The historic election, say several Tufts experts, opens a new
era for politics in the former Soviet republic.
“When
the people realize they have the power to expose the deceit underlying
a government prone to repression, it is the beginning of that
regime's end,” Peter
Ackerman – Fletcher School graduate and Tufts trustee
– wrote in an op-ed published in The Boston Globe.
In the column
– co-authored with Jack DuVall, who wrote the book A
Force More Powerful: A Century of Nonviolent Conflict
– Ackerman and DuVall examined how “an indigenous
movement mobilized millions of alienated civilians, enticed timely
defections, and became an irresistible emblem of the nation's
future, making it natural for officials to formalize the people's
will.”
In the wake
of what was widely perceived as a corrupt election on Nov. 21,
Ukrainians took to the streets – wearing orange clothing
as a symbol of solidarity with Yushchenko’s campaign –
and demanded a new vote. Public figures ranging from policemen
to news broadcasters defected from the government’s party
line and openly expressed agreement with Yushchenko’s movement,
Ackerman and DuVall wrote.
“Enthusiasm
is good, but a movement's success comes from the quality of its
strategic moves,” Ackerman – who has chaired Fletcher’s
Board of Overseers since 1996 – wrote in the Globe.
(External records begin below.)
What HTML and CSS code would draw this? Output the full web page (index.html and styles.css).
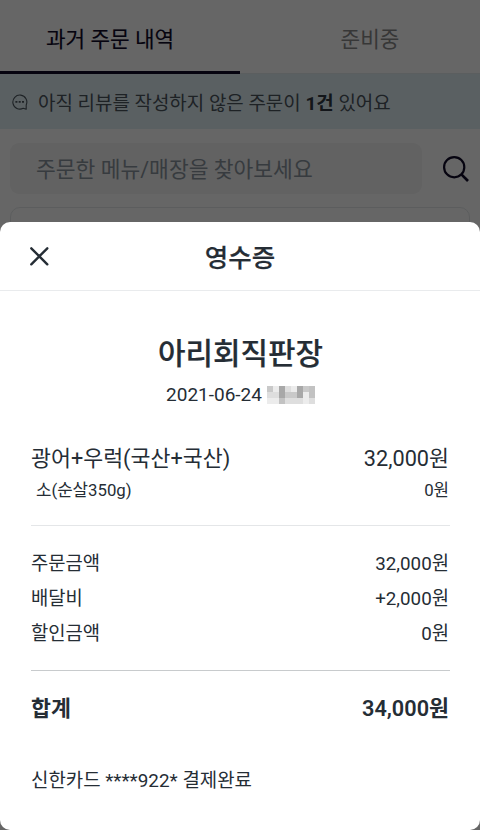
FILE: index.html
```html
<!DOCTYPE html>
<html lang="ko">
<head>
<meta charset="utf-8">
<title>영수증</title>
<link rel="stylesheet" href="styles.css">
</head>
<body>
<main class="page">
  <nav class="tabs">
    <div class="tab tab-active">과거 주문 내역</div>
    <div class="tab">준비중</div>
  </nav>
  <div class="banner">
    <svg class="bubble" viewBox="0 0 16 16" width="16" height="16" fill="none" stroke="currentColor">
      <path d="M14.2 15.2L11.2 14.2A7 7 0 1 1 14.2 11Z" stroke-width="1.1" stroke-linejoin="round"/>
      <path d="M3.4 7.9h2M6.7 7.9h2M10 7.9h2" stroke-width="1.8"/>
    </svg>
    <span>아직 리뷰를 작성하지 않은 주문이 <b>1건</b> 있어요</span>
  </div>
  <div class="search">
    <div class="search-field">주문한 메뉴/매장을 찾아보세요</div>
    <svg class="search-icon" viewBox="0 0 28 28" width="28" height="28" fill="none" stroke="currentColor">
      <circle cx="12.2" cy="12.2" r="10.1" stroke-width="2.2"/>
      <path d="M19.4 19.4L26 26" stroke-width="2.7"/>
    </svg>
  </div>
  <div class="order-card"></div>
</main>
<div class="overlay"></div>
<section class="sheet">
  <header class="sheet-header">
    <svg class="close" viewBox="0 0 20 20" width="20" height="20" fill="none" stroke="currentColor" stroke-width="2.4" stroke-linecap="round">
      <path d="M2.3 2.3L18.3 18.3M18.3 2.3L2.3 18.3"/>
    </svg>
    <h1 class="sheet-title">영수증</h1>
  </header>
  <div class="receipt">
    <h2 class="store">아리회직판장</h2>
    <div class="date"><span>2021-06-24</span>
      <svg class="mosaic" viewBox="0 0 48 18" width="48" height="18" shape-rendering="crispEdges">
        <path fill="#dedede" d="M0 0h48v18H0z"/>
        <path fill="#c9c9c9" d="M0 0h6v6H0zM18 6h6v6h-6zM24 6h6v6h-6zM36 0h6v6h-6z"/>
        <path fill="#ececec" d="M6 0h6v6H6zM24 0h6v6h-6zM0 12h12v6H0zM36 6h6v12h-6z"/>
        <path fill="#a8a8a8" d="M12 0h6v12h-6zM30 0h6v12h-6z"/>
        <path fill="#c2c2c2" d="M12 12h6v6h-6zM42 0h6v12h-6z"/>
      </svg>
    </div>
    <div class="row item"><span>광어+우럭(국산+국산)</span><span>32,000원</span></div>
    <div class="row option"><span>소(순살350g)</span><span>0원</span></div>
    <div class="amounts">
      <div class="row"><span>주문금액</span><span>32,000원</span></div>
      <div class="row"><span>배달비</span><span>+2,000원</span></div>
      <div class="row"><span>할인금액</span><span>0원</span></div>
    </div>
    <div class="row total"><span>합계</span><span>34,000원</span></div>
    <div class="payment">신한카드 ****922* 결제완료</div>
  </div>
</section>
</body>
</html>
```
FILE: styles.css
```css
* { box-sizing: border-box; }
body {
  margin: 0;
  height: 830px;
  position: relative;
  overflow: hidden;
  font-family: Roboto, "Noto Sans CJK KR", sans-serif;
  color: #252d35;
  background: #fff;
}
svg { display: block; flex: none; }
.tabs { display: flex; height: 74px; border-bottom: 1px solid #e4eaed; }
.tab {
  flex: 1;
  height: 74px;
  padding-top: 6px;
  text-align: center;
  font-size: 21.3px;
  line-height: 68px;
  color: #8a8a8a;
}
.tab:last-child { padding-left: 20px; }
.tab-active {
  padding-right: 20px;
  color: #100a28;
  -webkit-text-stroke: 0.15px #100a28;
  border-bottom: 3px solid #100a28;
}
.banner {
  display: flex;
  align-items: center;
  height: 55px;
  padding: 5px 0 0 12px;
  gap: 10px;
  background: #e0f1f6;
  color: #4c555d;
  font-size: 18.95px;
  line-height: 28px;
  white-space: nowrap;
}
.banner b { color: #303841; }
.bubble { color: #4c555d; margin-top: -5px; }
.search { display: flex; align-items: center; padding: 14px 10px 0; gap: 20px; }
.search-field {
  width: 413px;
  height: 51px;
  padding-left: 26px;
  border-radius: 9px;
  background: #f5f5f5;
  color: #8a949d;
  font-size: 21.5px;
  line-height: 53px;
}
.search-icon { color: #100a28; }
.order-card { height: 60px; margin: 13px 10px 0; border: 1px solid #e6e9eb; border-radius: 10px; }
.overlay { position: absolute; inset: 0; background: rgba(0, 0, 0, 0.6); }
.sheet {
  position: absolute;
  inset: 222px 0 0;
  background: #fff;
  border-radius: 10px;
}
.sheet-header {
  display: grid;
  grid-template-columns: 1fr auto 1fr;
  align-items: center;
  height: 69px;
  padding: 0 29px;
  border-bottom: 1px solid #e9ebed;
}
.sheet-title { margin: 4px 0 0; font-size: 25.5px; line-height: 38px; font-weight: 500; -webkit-text-stroke: 0.2px; }
.receipt { padding: 41px 30px 0 31px; }
.store { margin: 0; text-align: center; font-size: 29.9px; line-height: 44px; font-weight: 500; -webkit-text-stroke: 0.2px; }
.date {
  display: flex;
  justify-content: center;
  align-items: center;
  gap: 5px;
  margin-top: 5px;
  font-size: 19px;
  line-height: 28px;
}
.row { display: flex; justify-content: space-between; }
.row span:last-child { margin-right: 1px; }
.item { margin-top: 33px; font-size: 21.7px; line-height: 34px; }
.option { margin-top: 1px; padding-left: 5px; font-size: 16.8px; line-height: 26px; }
.amounts {
  margin-top: 22px;
  padding: 21px 0 18px;
  border-top: 1px solid #e4e6e8;
  border-bottom: 1px solid #c8cbcd;
  font-size: 18.8px;
  line-height: 35px;
}
.total { margin-top: 19px; font-size: 21.7px; line-height: 38px; font-weight: 600; }
.payment { margin-top: 38px; font-size: 18.9px; line-height: 30px; }
```
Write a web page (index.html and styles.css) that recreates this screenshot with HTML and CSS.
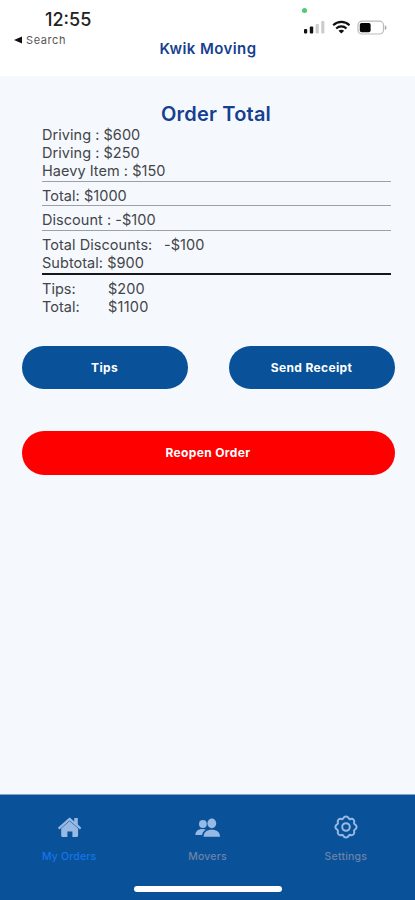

“Ukrainian activists knew the regime would dodge and weave,
hoping to exhaust resisters. Accordingly, the primary tactic was
a long-term occupation of space surrounding government institutions.”
The outcry
from both Ukrainians and international observers prompted the
Ukraine’s parliament and Supreme Court to revisit the results
amid numerous reports of election fraud.
“Without
the massive civilian-based resistance dubbed the Orange Revolution,
the Ukrainian Supreme Court would not have invalidated the fraud-ridden
election of Nov. 21,” they wrote, applauding the organizers’
use of nonviolent protest tactics.
“It
starts when people decide they want to be free,” Ackerman
and DuVall wrote.
One important
consequence of this freedom could be a substantial evolution of
Ukraine’s ties to Russia. Yanukovych ran on a platform of
strengthening Slavic bonds with Russia, while Yushchenko advocated
greater connection to Western nations and the European Union.
Bruce
Hitchner, chair of Tufts’ classics
department and an expert in international relations, said that
the vote helped Ukraine not only foster its relationship with
Europe but begin to change its relationship with Russia.
“Up
until the recent problems with the election, I think it's fair
to say that Europe was disinterested in bringing Ukraine into
the European Union anytime soon,” he told the Minnesota
Public Radio program Marketplace. “This forced
Ukraine to have to deal with Russia in a way that perhaps it did
not always want to but was compelled to by disinterest, and that
included massive Russian investment.”
In the wake
of the election and shifting politics in Ukraine, more of that
investment could come from abroad.
“Ukraine's
level of investment with, for example, Europe and, to a lesser
degree, the United States will only grow,” Hitchner said.
“Ukraine is a very encouraging place to invest for any number
of reasons.”
But Ukraine’s
relationship with Russia may be forever altered.
“It
has been in the Russians' interest, since the independence of
Ukraine, to have a government in place that's favorable to it,”
Hitchner told Marketplace. “Early on in the experience
of Ukrainian independence, there was an awful lot of pressure
on some of the early governments to exceed to Russian interests,
and it forced the resignation early on of one of the Ukrainian
prime ministers and a prosecution.”
Future interactions
between Russia and Ukraine, however, will be much different, Hitchner
said.
“The
events of the last six months have made it much more difficult,
if you will, for Russia to play the kind of political game it
has played up to now. And I suspect, from now on, you will see
an increasingly more transparent process.”